> **Exercise requirements**: Reproduce all the material exactly, minus any pictures it holds.

> **Data extract**:

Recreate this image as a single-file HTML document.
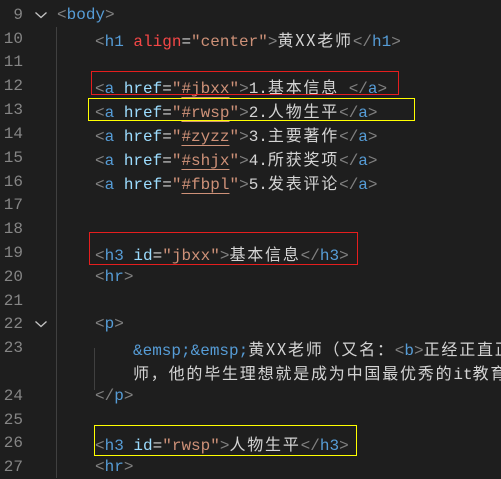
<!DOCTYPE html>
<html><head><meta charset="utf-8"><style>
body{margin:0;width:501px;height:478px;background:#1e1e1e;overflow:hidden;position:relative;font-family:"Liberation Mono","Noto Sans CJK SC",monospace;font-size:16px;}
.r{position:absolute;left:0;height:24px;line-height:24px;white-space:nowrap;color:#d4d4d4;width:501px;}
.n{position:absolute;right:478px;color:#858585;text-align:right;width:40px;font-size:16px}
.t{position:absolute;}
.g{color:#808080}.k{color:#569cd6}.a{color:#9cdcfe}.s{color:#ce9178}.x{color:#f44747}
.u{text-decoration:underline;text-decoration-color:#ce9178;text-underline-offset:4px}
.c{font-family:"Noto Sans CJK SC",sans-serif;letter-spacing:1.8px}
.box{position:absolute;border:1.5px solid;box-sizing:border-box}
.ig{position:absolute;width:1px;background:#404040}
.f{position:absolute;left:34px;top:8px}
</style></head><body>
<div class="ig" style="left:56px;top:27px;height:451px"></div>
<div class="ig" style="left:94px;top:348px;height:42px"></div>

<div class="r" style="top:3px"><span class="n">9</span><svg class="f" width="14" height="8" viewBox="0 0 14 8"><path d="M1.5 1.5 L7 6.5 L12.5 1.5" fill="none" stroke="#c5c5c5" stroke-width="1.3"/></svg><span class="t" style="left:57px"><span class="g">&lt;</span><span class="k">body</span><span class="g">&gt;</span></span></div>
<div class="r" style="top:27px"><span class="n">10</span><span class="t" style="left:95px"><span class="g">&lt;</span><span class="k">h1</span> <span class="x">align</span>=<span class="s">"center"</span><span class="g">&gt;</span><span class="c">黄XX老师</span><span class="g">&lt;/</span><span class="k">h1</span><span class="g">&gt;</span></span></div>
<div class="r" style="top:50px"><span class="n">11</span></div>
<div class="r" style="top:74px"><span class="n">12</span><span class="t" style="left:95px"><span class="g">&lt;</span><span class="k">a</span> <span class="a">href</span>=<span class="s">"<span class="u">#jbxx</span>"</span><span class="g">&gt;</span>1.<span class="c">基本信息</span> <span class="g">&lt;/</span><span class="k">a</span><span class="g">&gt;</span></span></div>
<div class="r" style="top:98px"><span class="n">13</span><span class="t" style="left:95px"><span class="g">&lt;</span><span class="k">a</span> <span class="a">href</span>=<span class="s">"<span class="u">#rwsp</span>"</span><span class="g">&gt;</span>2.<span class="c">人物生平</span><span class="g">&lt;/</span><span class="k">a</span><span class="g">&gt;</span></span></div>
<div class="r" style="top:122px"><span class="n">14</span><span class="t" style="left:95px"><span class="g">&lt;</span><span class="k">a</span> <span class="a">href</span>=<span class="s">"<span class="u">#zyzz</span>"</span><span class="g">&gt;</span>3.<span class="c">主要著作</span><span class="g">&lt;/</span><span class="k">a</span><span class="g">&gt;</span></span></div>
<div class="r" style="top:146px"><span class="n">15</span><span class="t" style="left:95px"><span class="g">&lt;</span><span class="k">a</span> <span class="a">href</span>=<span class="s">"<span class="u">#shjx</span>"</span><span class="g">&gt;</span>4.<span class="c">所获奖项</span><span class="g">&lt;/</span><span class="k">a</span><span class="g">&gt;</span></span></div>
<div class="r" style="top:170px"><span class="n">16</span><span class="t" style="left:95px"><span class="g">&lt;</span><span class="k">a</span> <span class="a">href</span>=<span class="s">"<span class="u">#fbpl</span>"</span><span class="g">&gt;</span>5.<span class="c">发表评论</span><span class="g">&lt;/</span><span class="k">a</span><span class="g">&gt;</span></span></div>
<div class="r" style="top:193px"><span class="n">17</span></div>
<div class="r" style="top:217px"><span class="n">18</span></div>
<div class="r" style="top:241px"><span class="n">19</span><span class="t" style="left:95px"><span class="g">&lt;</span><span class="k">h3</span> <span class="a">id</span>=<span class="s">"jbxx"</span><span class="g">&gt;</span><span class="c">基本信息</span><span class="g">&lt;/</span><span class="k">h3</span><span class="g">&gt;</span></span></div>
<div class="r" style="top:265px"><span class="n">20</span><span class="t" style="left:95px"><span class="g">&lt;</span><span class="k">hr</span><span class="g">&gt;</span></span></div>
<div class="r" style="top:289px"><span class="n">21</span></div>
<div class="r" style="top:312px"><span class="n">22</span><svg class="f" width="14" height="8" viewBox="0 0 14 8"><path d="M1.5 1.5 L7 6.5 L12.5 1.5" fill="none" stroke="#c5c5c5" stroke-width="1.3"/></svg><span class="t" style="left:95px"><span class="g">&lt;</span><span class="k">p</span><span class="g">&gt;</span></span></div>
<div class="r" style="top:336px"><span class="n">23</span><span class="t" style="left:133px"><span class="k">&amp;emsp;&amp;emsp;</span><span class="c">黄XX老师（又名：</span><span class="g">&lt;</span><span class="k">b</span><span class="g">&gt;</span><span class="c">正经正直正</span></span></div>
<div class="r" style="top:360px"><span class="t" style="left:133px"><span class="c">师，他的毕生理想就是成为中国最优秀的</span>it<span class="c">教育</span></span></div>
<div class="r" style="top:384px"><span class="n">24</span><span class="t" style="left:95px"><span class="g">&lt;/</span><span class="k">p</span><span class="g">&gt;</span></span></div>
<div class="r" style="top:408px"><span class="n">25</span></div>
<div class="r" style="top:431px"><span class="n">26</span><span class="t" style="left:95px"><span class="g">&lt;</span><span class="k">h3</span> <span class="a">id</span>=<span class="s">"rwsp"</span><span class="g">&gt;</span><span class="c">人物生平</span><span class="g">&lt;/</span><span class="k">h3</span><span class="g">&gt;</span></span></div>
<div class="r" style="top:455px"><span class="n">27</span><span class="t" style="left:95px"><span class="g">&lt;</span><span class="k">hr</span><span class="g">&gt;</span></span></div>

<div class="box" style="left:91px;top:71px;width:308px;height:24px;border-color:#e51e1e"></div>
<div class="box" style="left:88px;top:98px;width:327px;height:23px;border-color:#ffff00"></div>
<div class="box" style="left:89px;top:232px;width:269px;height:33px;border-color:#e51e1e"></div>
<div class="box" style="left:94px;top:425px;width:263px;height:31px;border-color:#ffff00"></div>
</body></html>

> **Response to the exercise**:
Recreate this image as a single-file HTML document.
<!DOCTYPE html>
<html><head><meta charset="utf-8"><style>
body{margin:0;width:501px;height:478px;background:#1e1e1e;overflow:hidden;position:relative;font-family:"Liberation Mono","Noto Sans CJK SC",monospace;font-size:16px;}
.r{position:absolute;left:0;height:24px;line-height:24px;white-space:nowrap;color:#d4d4d4;width:501px;}
.n{position:absolute;right:478px;color:#858585;text-align:right;width:40px;font-size:16px}
.t{position:absolute;}
.g{color:#808080}.k{color:#569cd6}.a{color:#9cdcfe}.s{color:#ce9178}.x{color:#f44747}
.u{text-decoration:underline;text-decoration-color:#ce9178;text-underline-offset:4px}
.c{font-family:"Noto Sans CJK SC",sans-serif;letter-spacing:1.8px}
.box{position:absolute;border:1.5px solid;box-sizing:border-box}
.ig{position:absolute;width:1px;background:#404040}
.f{position:absolute;left:34px;top:8px}
</style></head><body>
<div class="ig" style="left:56px;top:27px;height:451px"></div>
<div class="ig" style="left:94px;top:348px;height:42px"></div>

<div class="r" style="top:3px"><span class="n">9</span><svg class="f" width="14" height="8" viewBox="0 0 14 8"><path d="M1.5 1.5 L7 6.5 L12.5 1.5" fill="none" stroke="#c5c5c5" stroke-width="1.3"/></svg><span class="t" style="left:57px"><span class="g">&lt;</span><span class="k">body</span><span class="g">&gt;</span></span></div>
<div class="r" style="top:27px"><span class="n">10</span><span class="t" style="left:95px"><span class="g">&lt;</span><span class="k">h1</span> <span class="x">align</span>=<span class="s">"center"</span><span class="g">&gt;</span><span class="c">黄XX老师</span><span class="g">&lt;/</span><span class="k">h1</span><span class="g">&gt;</span></span></div>
<div class="r" style="top:50px"><span class="n">11</span></div>
<div class="r" style="top:74px"><span class="n">12</span><span class="t" style="left:95px"><span class="g">&lt;</span><span class="k">a</span> <span class="a">href</span>=<span class="s">"<span class="u">#jbxx</span>"</span><span class="g">&gt;</span>1.<span class="c">基本信息</span> <span class="g">&lt;/</span><span class="k">a</span><span class="g">&gt;</span></span></div>
<div class="r" style="top:98px"><span class="n">13</span><span class="t" style="left:95px"><span class="g">&lt;</span><span class="k">a</span> <span class="a">href</span>=<span class="s">"<span class="u">#rwsp</span>"</span><span class="g">&gt;</span>2.<span class="c">人物生平</span><span class="g">&lt;/</span><span class="k">a</span><span class="g">&gt;</span></span></div>
<div class="r" style="top:122px"><span class="n">14</span><span class="t" style="left:95px"><span class="g">&lt;</span><span class="k">a</span> <span class="a">href</span>=<span class="s">"<span class="u">#zyzz</span>"</span><span class="g">&gt;</span>3.<span class="c">主要著作</span><span class="g">&lt;/</span><span class="k">a</span><span class="g">&gt;</span></span></div>
<div class="r" style="top:146px"><span class="n">15</span><span class="t" style="left:95px"><span class="g">&lt;</span><span class="k">a</span> <span class="a">href</span>=<span class="s">"<span class="u">#shjx</span>"</span><span class="g">&gt;</span>4.<span class="c">所获奖项</span><span class="g">&lt;/</span><span class="k">a</span><span class="g">&gt;</span></span></div>
<div class="r" style="top:170px"><span class="n">16</span><span class="t" style="left:95px"><span class="g">&lt;</span><span class="k">a</span> <span class="a">href</span>=<span class="s">"<span class="u">#fbpl</span>"</span><span class="g">&gt;</span>5.<span class="c">发表评论</span><span class="g">&lt;/</span><span class="k">a</span><span class="g">&gt;</span></span></div>
<div class="r" style="top:193px"><span class="n">17</span></div>
<div class="r" style="top:217px"><span class="n">18</span></div>
<div class="r" style="top:241px"><span class="n">19</span><span class="t" style="left:95px"><span class="g">&lt;</span><span class="k">h3</span> <span class="a">id</span>=<span class="s">"jbxx"</span><span class="g">&gt;</span><span class="c">基本信息</span><span class="g">&lt;/</span><span class="k">h3</span><span class="g">&gt;</span></span></div>
<div class="r" style="top:265px"><span class="n">20</span><span class="t" style="left:95px"><span class="g">&lt;</span><span class="k">hr</span><span class="g">&gt;</span></span></div>
<div class="r" style="top:289px"><span class="n">21</span></div>
<div class="r" style="top:312px"><span class="n">22</span><svg class="f" width="14" height="8" viewBox="0 0 14 8"><path d="M1.5 1.5 L7 6.5 L12.5 1.5" fill="none" stroke="#c5c5c5" stroke-width="1.3"/></svg><span class="t" style="left:95px"><span class="g">&lt;</span><span class="k">p</span><span class="g">&gt;</span></span></div>
<div class="r" style="top:336px"><span class="n">23</span><span class="t" style="left:133px"><span class="k">&amp;emsp;&amp;emsp;</span><span class="c">黄XX老师（又名：</span><span class="g">&lt;</span><span class="k">b</span><span class="g">&gt;</span><span class="c">正经正直正</span></span></div>
<div class="r" style="top:360px"><span class="t" style="left:133px"><span class="c">师，他的毕生理想就是成为中国最优秀的</span>it<span class="c">教育</span></span></div>
<div class="r" style="top:384px"><span class="n">24</span><span class="t" style="left:95px"><span class="g">&lt;/</span><span class="k">p</span><span class="g">&gt;</span></span></div>
<div class="r" style="top:408px"><span class="n">25</span></div>
<div class="r" style="top:431px"><span class="n">26</span><span class="t" style="left:95px"><span class="g">&lt;</span><span class="k">h3</span> <span class="a">id</span>=<span class="s">"rwsp"</span><span class="g">&gt;</span><span class="c">人物生平</span><span class="g">&lt;/</span><span class="k">h3</span><span class="g">&gt;</span></span></div>
<div class="r" style="top:455px"><span class="n">27</span><span class="t" style="left:95px"><span class="g">&lt;</span><span class="k">hr</span><span class="g">&gt;</span></span></div>

<div class="box" style="left:91px;top:71px;width:308px;height:24px;border-color:#e51e1e"></div>
<div class="box" style="left:88px;top:98px;width:327px;height:23px;border-color:#ffff00"></div>
<div class="box" style="left:89px;top:232px;width:269px;height:33px;border-color:#e51e1e"></div>
<div class="box" style="left:94px;top:425px;width:263px;height:31px;border-color:#ffff00"></div>
</body></html>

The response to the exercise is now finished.